Eu, o Vitor e a Andreia chegámos a Vidago perto das 11h de Sábado, dia 9 de Março. Decidimos começar exatamente no ponto onde tínhamos terminado a última etapa e, apesar de não encontrarmos qualquer seta amarela, fomos seguindo na direção que nos
parecia a correta, próximo da antiga linha de comboio, na esperança de encontrarmos o rumo em breve.
Passámos numa lavandaria e perguntámos indicações para o caminho, não sabiam, mas deram-nos o nome do dono de um restaurante em Chaves que já tinha feito o caminho e nos poderia dar algumas indicações quando lá chegássemos. Aproveitámos para pedir carimbos para as nossas credenciais.
Continuámos pela estrada e depois descemos para um caminho naquela que nos pareceu a direção de Chaves, mas esse caminho levou-nos para uma propriedade privada. Definitivamente, estávamos enganados e não tivemos outro remédio a não ser voltar para trás à procura das setas amarelas. E só no centro de Vidago conseguimos ajuda de um bombeiro que nos disse que o caminho seguia precisamente na direção contrária àquela que tínhamos seguido. Saímos da vila e fomos seguindo por Candal em direção à serra.
Os quilómetros seguintes foram sempre a subir, com alguns chuviscos, mas nada de especial comparado com as previsões para esse dia. A subida aqueceu-nos e só parou em S. Pedro de Agostém, a partir dali o caminho seria a descer até chegarmos a Chaves. Já quase à chegada, fomos surpreendidos por uma forte carga de água. Aproveitámos o abrigo à entrada de uma fábrica para comermos a comida que levávamos para o almoço.
Os últimos quilómetros foram percorridos ao longo da Estrada Nacional já no perímetro urbano. Depois seguimos por um parque que nos levou até ao rio. Envergávamos as nossas capas de chuva e causávamos estranheza a quem connosco se cruzava. Quando nos preparávamos para atravessar a ponte romana sobre o rio Tâmega, a chuva era tão forte que nos obrigou a esperar junto à soleira de uma loja. Cruzámo-nos depois com um indivíduo que nos perscrutou com muita atenção. Mais à frente, perguntámos onde ficava a Pensão Flávia, equiparada a albergue de peregrinos -onde iríamos dormir nessa noite. Estávamos perto, mas quando chegámos, ansiosos por vestir e calçar alguma coisa seca, deparámo-nos com as suas portas fechadas. Ficámos a saber que só reabria às 17h (eram 15h) e que tínhamos primeiro de ir aos bombeiros carimbar a nossa credencial de peregrino. Fizemos o caminho inverso, atravessando novamente a ponte romana e voltando a cruzar-nos aí com o mesmo indivíduo que agora nos pediu dinheiro.

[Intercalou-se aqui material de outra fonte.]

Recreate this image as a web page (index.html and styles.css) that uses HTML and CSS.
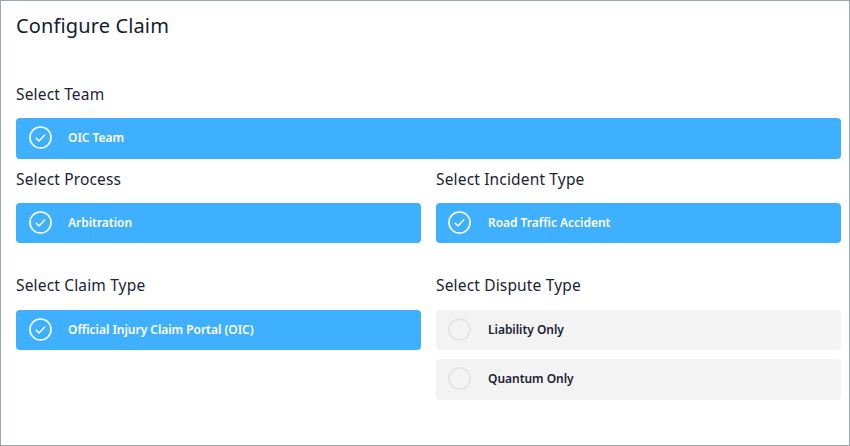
FILE: index.html
```html
<!DOCTYPE html>
<html lang="en">
<head>
<meta charset="utf-8">
<title>Configure Claim</title>
<link rel="stylesheet" href="styles.css">
</head>
<body>
<main class="panel">
  <h1 class="title">Configure Claim</h1>
  <section class="team">
    <h2 class="label">Select Team</h2>
    <div class="option selected">
      <svg class="mark" viewBox="0 0 24 24"><circle cx="12" cy="12" r="11"/><path d="M7.2 12.4l3.3 3.2 6.3-6.7"/></svg>
      <span>OIC Team</span>
    </div>
  </section>
  <div class="columns">
    <section class="group process">
      <h2 class="label">Select Process</h2>
      <div class="option selected">
        <svg class="mark" viewBox="0 0 24 24"><circle cx="12" cy="12" r="11"/><path d="M7.2 12.4l3.3 3.2 6.3-6.7"/></svg>
        <span>Arbitration</span>
      </div>
    </section>
    <section class="group process right">
      <h2 class="label">Select Incident Type</h2>
      <div class="option selected">
        <svg class="mark" viewBox="0 0 24 24"><circle cx="12" cy="12" r="11"/><path d="M7.2 12.4l3.3 3.2 6.3-6.7"/></svg>
        <span>Road Traffic Accident</span>
      </div>
    </section>
    <section class="group lower">
      <h2 class="label">Select Claim Type</h2>
      <div class="option selected">
        <svg class="mark" viewBox="0 0 24 24"><circle cx="12" cy="12" r="11"/><path d="M7.2 12.4l3.3 3.2 6.3-6.7"/></svg>
        <span>Official Injury Claim Portal (OIC)</span>
      </div>
    </section>
    <section class="group lower right">
      <h2 class="label">Select Dispute Type</h2>
      <div class="option">
        <svg class="mark" viewBox="0 0 24 24"><circle cx="12" cy="12" r="11"/></svg>
        <span>Liability Only</span>
      </div>
      <div class="option tall">
        <svg class="mark" viewBox="0 0 24 24"><circle cx="12" cy="12" r="11"/></svg>
        <span>Quantum Only</span>
      </div>
    </section>
  </div>
</main>
</body>
</html>
```
FILE: styles.css
```css
* { box-sizing: border-box; }
html, body { margin: 0; height: 100%; background: #fff; }
body { font-family: "Noto Sans", Roboto, sans-serif; color: #1a2233; }
.panel { width: 850px; height: 446px; border: 1px solid #9aa7ae; padding: 0 8px 0 15px; overflow: hidden; }
.title { margin: 0; padding-top: 11px; font-size: 20px; line-height: 28px; font-weight: 400; letter-spacing: 0.13px; color: #131c30; }
.team { padding-top: 43px; }
.label { margin: 0; font-size: 15.5px; line-height: 22px; font-weight: 400; letter-spacing: 0.16px; color: #1c2434; }
.team .label { margin-bottom: 13px; }
.option { display: flex; align-items: center; height: 40px; padding: 0 0 1px 13px; border-radius: 4px; background: #f3f3f3; font-size: 12px; font-weight: 600; letter-spacing: -0.03px; color: #1a2233; }
.option span { margin-left: 16px; }
.right .option { padding-left: 12px; }
.right .option span { margin-left: 17px; }
.team .option { height: 41px; padding-bottom: 2px; }
.option.selected { background: #3fb0ff; color: #fff; }
.option.tall { height: 41px; margin-top: 9px; padding-bottom: 2px; }
.mark { width: 23px; height: 23px; flex: none; fill: none; stroke: #e2e2e2; stroke-width: 1.7; }
.selected .mark { stroke: #fff; }
.mark path { stroke-width: 1.5; }
.columns { display: grid; grid-template-columns: 405px 405px; column-gap: 15px; padding-top: 9px; }
.group .label { margin-bottom: 13px; }
.lower .label { margin-bottom: 14px; }
.process { padding-bottom: 31px; }
```
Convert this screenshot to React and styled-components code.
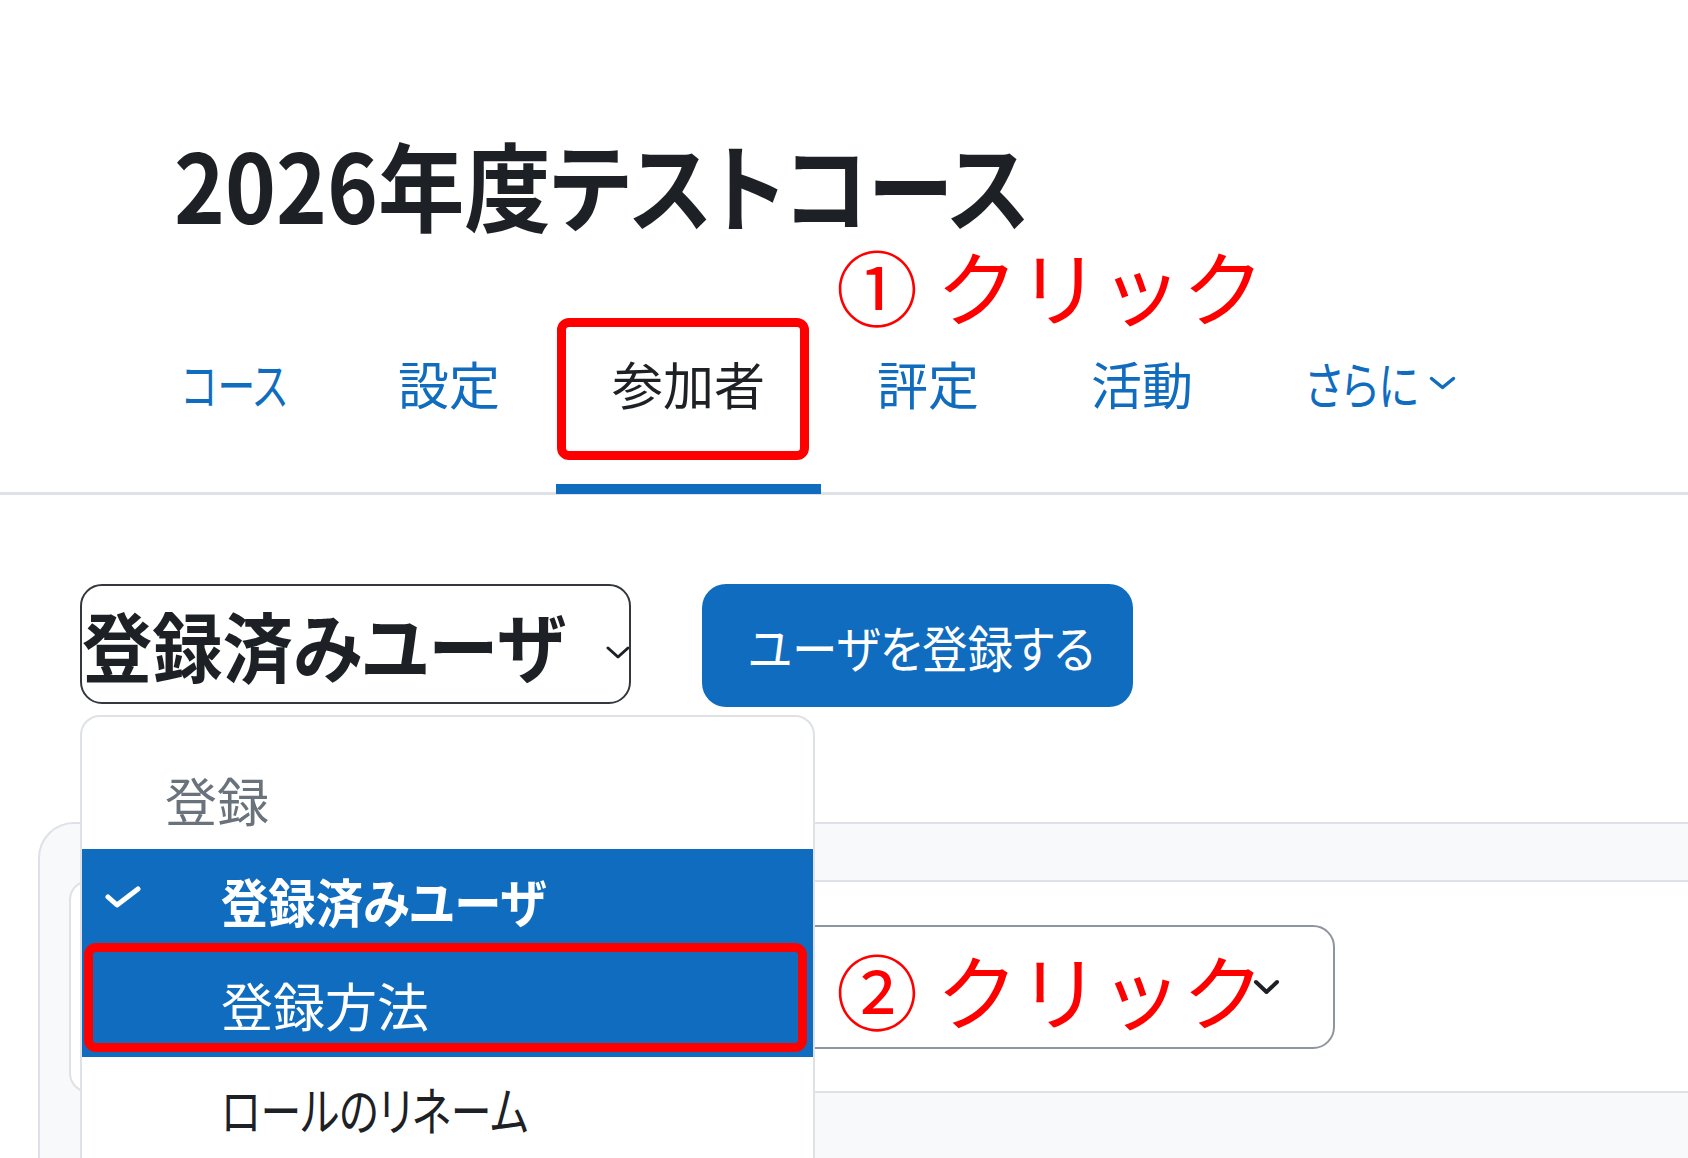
import React from "react";
import styled, { createGlobalStyle, css } from "styled-components";

const GlobalStyle = createGlobalStyle`
  body {
    margin: 0;
    background: #fff;
    font-family: "Noto Sans CJK JP", "Noto Sans", sans-serif;
  }
`;

const Page = styled.div`
  position: relative;
  width: 1688px;
  height: 1158px;
  overflow: hidden;
  color: #1d2125;
  font-feature-settings: "palt";
`;

const Squeeze = styled.span`
  display: inline-block;
  width: ${(p) => (p.$w ? `${p.$w}px` : "auto")};
  white-space: nowrap;
  transform: scaleX(${(p) => p.$sx || 1});
  transform-origin: left center;
`;

const Title = styled.h1`
  margin: 0;
  padding: 125px 0 0 174px;
  font-size: 96px;
  line-height: 115px;
  font-weight: 700;
`;

const Nav = styled.nav`
  display: flex;
  margin-top: 113px;
  padding-left: 126px;
  border-bottom: 3px solid #dee2e6;
`;

const Tab = styled.a`
  position: relative;
  display: flex;
  align-items: center;
  gap: 12px;
  padding: 0 56px 79px;
  font-size: 51px;
  line-height: 60px;
  color: #0f6cbf;
  white-space: nowrap;

  ${(p) =>
    p.$active &&
    css`
      color: #1d2125;

      &::after {
        content: "";
        position: absolute;
        left: 0;
        right: 0;
        bottom: -2px;
        height: 10px;
        background: #0f6cbf;
      }
    `}
`;

const Mark = styled.span`
  position: absolute;
  inset: ${(p) => p.$inset};
  border: 9px solid #ff0000;
  border-radius: 12px;
  z-index: 3;
  pointer-events: none;
`;

const Callout = styled.div`
  position: absolute;
  left: ${(p) => p.$x}px;
  top: ${(p) => p.$y}px;
  z-index: 4;
  font-size: 82px;
  line-height: 82px;
  color: #ff0000;
  white-space: nowrap;
  font-feature-settings: normal;
`;

const Toolbar = styled.div`
  display: flex;
  align-items: flex-start;
  gap: 71px;
  margin-top: 89px;
  padding-left: 80px;
`;

const ViewSelect = styled.div`
  width: 551px;
  height: 120px;
  box-sizing: border-box;
  border: 2px solid #34383c;
  border-radius: 22px;
  display: flex;
  align-items: center;
  justify-content: space-between;
  padding-right: 1px;
  font-size: 76px;
  font-weight: 700;
  white-space: nowrap;
  overflow: hidden;

  svg {
    flex-shrink: 0;
    margin-top: 16px;
  }
`;

const PrimaryButton = styled.button`
  width: 431px;
  height: 123px;
  border: 0;
  border-radius: 24px;
  background: #0f6cbf;
  color: #fff;
  font-family: inherit;
  font-feature-settings: inherit;
  font-size: 50px;
  text-align: left;
  padding: 0 0 0 46px;
`;

const Panel = styled.section`
  height: 420px;
  margin: 115px -40px 0 38px;
  padding: 56px 0 0 29px;
  border: 2px solid #dee2e6;
  border-radius: 36px 0 0 0;
  background: #f8f9fa;
`;

const FilterCard = styled.div`
  height: 213px;
  box-sizing: border-box;
  margin-right: -40px;
  padding: 43px 0 0 30px;
  border: 2px solid #dee2e6;
  border-radius: 20px;
  background: #fff;
`;

const FilterSelect = styled.div`
  width: 1234px;
  height: 124px;
  box-sizing: border-box;
  border: 2px solid #8f959e;
  border-radius: 22px;
  display: flex;
  align-items: center;
  justify-content: flex-end;
  padding-right: 52px;
`;

const Menu = styled.div`
  position: absolute;
  top: 715px;
  left: 80px;
  width: 735px;
  height: 480px;
  box-sizing: border-box;
  border: 2px solid #dee2e6;
  border-radius: 20px 20px 0 0;
  background: #fff;
  font-size: 52px;
  line-height: 60px;
  z-index: 2;
`;

const MenuHeader = styled.div`
  height: 132px;
  box-sizing: border-box;
  padding: 34px 0 0 83px;
  display: flex;
  align-items: center;
  color: #6a737b;
`;

const MenuItem = styled.div`
  position: relative;
  height: 104px;
  display: flex;
  align-items: center;
  padding-left: 23px;
  background: ${(p) => (p.$highlight ? "#0f6cbf" : "transparent")};
  color: ${(p) => (p.$highlight ? "#fff" : "#1d2125")};
  font-weight: ${(p) => (p.$selected ? 700 : 400)};
`;

const CheckSlot = styled.span`
  width: 116px;
  display: flex;
  align-items: center;
  margin-top: -8px;
`;

const Chevron = ({ w, h, stroke, color }) => (
  <svg width={w} height={h} viewBox={`0 0 ${w} ${h}`} fill="none">
    <polyline
      points={`${stroke},${stroke} ${w / 2},${h - stroke} ${w - stroke},${stroke}`}
      stroke={color}
      strokeWidth={stroke}
      strokeLinecap="round"
      strokeLinejoin="round"
    />
  </svg>
);

const Check = () => (
  <svg width="36" height="22" viewBox="0 0 36 22" fill="none">
    <polyline
      points="3,11 12,19 33,3"
      stroke="#fff"
      strokeWidth="5"
      strokeLinecap="round"
      strokeLinejoin="round"
    />
  </svg>
);

const tabs = [
  { label: "コース", w: 104, sx: 0.74 },
  { label: "設定" },
  { label: "参加者", active: true },
  { label: "評定" },
  { label: "活動" },
];

export default function App() {
  return (
    <>
      <GlobalStyle />
      <Page>
        <Title>
          <Squeeze $sx={0.9}>2026年度テストコース</Squeeze>
        </Title>

        <Nav>
          {tabs.map((t) => (
            <Tab key={t.label} $active={t.active}>
              <Squeeze $w={t.w} $sx={t.sx}>
                {t.label}
              </Squeeze>
              {t.active && <Mark $inset="-35px 12px 32px 1px" />}
            </Tab>
          ))}
          <Tab>
            <Squeeze $w={111} $sx={0.82}>
              さらに
            </Squeeze>
            <Chevron w={29} h={16} stroke={3.5} color="#0f6cbf" />
          </Tab>
        </Nav>

        <Toolbar>
          <ViewSelect>
            <Squeeze $sx={0.925}>登録済みユーザ</Squeeze>
            <Chevron w={26} h={15} stroke={3} color="#1d2125" />
          </ViewSelect>
          <PrimaryButton>
            <Squeeze $sx={0.91}>ユーザを登録する</Squeeze>
          </PrimaryButton>
        </Toolbar>

        <Panel>
          <FilterCard>
            <FilterSelect>
              <Chevron w={29} h={18} stroke={4} color="#1d2125" />
            </FilterSelect>
          </FilterCard>
        </Panel>

        <Menu>
          <MenuHeader>登録</MenuHeader>
          <MenuItem $highlight $selected>
            <CheckSlot>
              <Check />
            </CheckSlot>
            <Squeeze $sx={0.91}>登録済みユーザ</Squeeze>
          </MenuItem>
          <MenuItem $highlight>
            <CheckSlot />
            登録方法
            <Mark $inset="-10px 6px 5px 2px" />
          </MenuItem>
          <MenuItem>
            <CheckSlot />
            <Squeeze $sx={0.785}>ロールのリネーム</Squeeze>
          </MenuItem>
        </Menu>

        <Callout $x={836} $y={244}>
          ① クリック
        </Callout>
        <Callout $x={836} $y={948}>
          ② クリック
        </Callout>
      </Page>
    </>
  );
}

Como faltava muito tempo para abrir a pensão decidimos ir procurar o restaurante que nos tinham indicado em Vidago para trocar algumas impressões com o seu dono e tomar café, enquanto esperávamos num sítio quentinho. Percorremos toda a zona das Caldas, consoante nos tinham dito, mas não encontrámos o local. Continuámos a deambular pela cidade, só parando na igreja matriz e no castelo, onde nos deliciámos com as vistas. Depois andámos pelas ruas principais, vimos lojas e acercámo-nos da rua da pensão, percebendo que existiam ali muitos bares e discotecas. A noite prometia.
Esperámos nas escadas de um prédio em frente até aparecer o dono da pensão e nos receber. Instalámo-nos confortavelmente e descansámos. Depois fizemos serventia da cozinha e comemos mais comida que tínhamos levado. Como era cedo, descemos até ao café da pensão e jogámos dominó. O dono veio ter connosco e deu-nos algumas indicações para o caminho do dia seguinte, uma vez que já tinha feito o Caminho de Santiago várias vezes de bicicleta e a pé.
Deitámo-nos e adormecemos cedo, mas várias vezes durante a noite fomos acordados com gritaria que vinha da rua e do quarto ao lado, onde um grupo de jovens continuava a festa que tinha terminado nos estabelecimentos de diversão noturna.